Point McIntyre production is processed at the Lisburne production center and reached a facility-constrained plateau of 165,000 barrels of oil per day during the second quarter of 1996 and has declined since late 1997 due to increasing water cuts at Point McIntyre and water handling constraints at the Lisburne facility.

Point McIntyre working interest owners (ARCO, BP and Exxon) approved a hydrocarbon miscible EOR project for Point McIntyre with planned startup during the first half of this year.

Seventy-four wells have been drilled at Point McIntyre and ultimate well count at the field could be as high as 86 wells.

The Point McIntyre EOR project, ARCO said, involves the eventual conversion of the existing 15 waterflood injectors and potentially any future water injectors to water-alternating-gas service. Water will be injected alternately with miscible injectant in the WAG injection wells to improve the MI sweep in the reservoir.

MI generated at Lisburne will be delivered to Point McIntyre at a rate of about 50 million standard cubic feet a day for the next 23 years. Of 15 patterns at Point McIntyre, two are expected to be receiving MI at any one time; peak incremental oil rate is expected to exceed 5,000 barrels a day as a result of the project.

Current Point McIntyre field operations, processed gas re-injection and waterflood, are expected to yield an estimated total recovery of 42-45 percent of original oil in place, ARCO said, with EOR expected to result in recovery of an additional 32 million barrels, approximately 6 percent.

West Beach waterflood proposed

Like Point McIntyre, West Beach lies offshore and has been developed from an onshore drill site. Production began in April 1993, ARCO told the commission, and the field has been delineated by 11 penetrations — seven wells and four sidetracks. Secondary recovery plans include water injection using water produced from a new well on the West Beach pad. Estimates of additional recovery from waterflood are 10-15 percent of the estimated 15-25 million barrels of original oil in place.
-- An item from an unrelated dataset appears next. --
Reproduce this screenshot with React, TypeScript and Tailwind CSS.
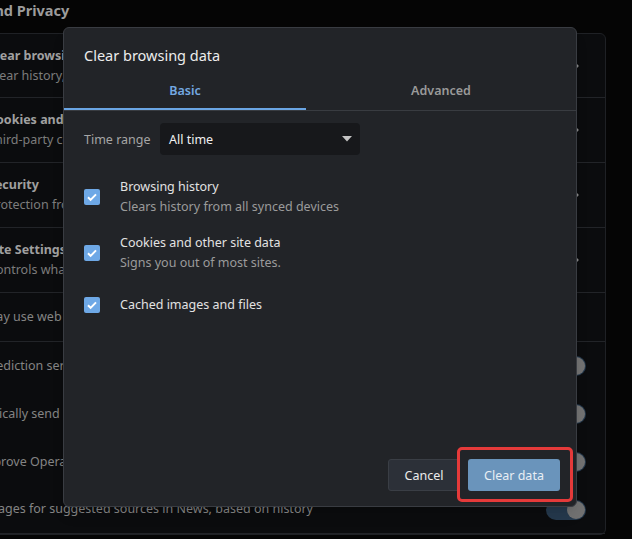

Most of the West Beach portion of the hearing was confidential and closed to all but commission and owner companies. ARCO said in the public portion of the hearing that it had no plans to drill additional production wells at the field until it sees the response from waterflooding.

An existing production well at West Beach would be converted to injection service in the first quarter of 2000, ARCO said. The source water well would supply injection water with an electrical submersible pump; the source water well is currently being drilled.

ARCO said that augmenting water injection at West Beach with gas re-injection is also being evaluated.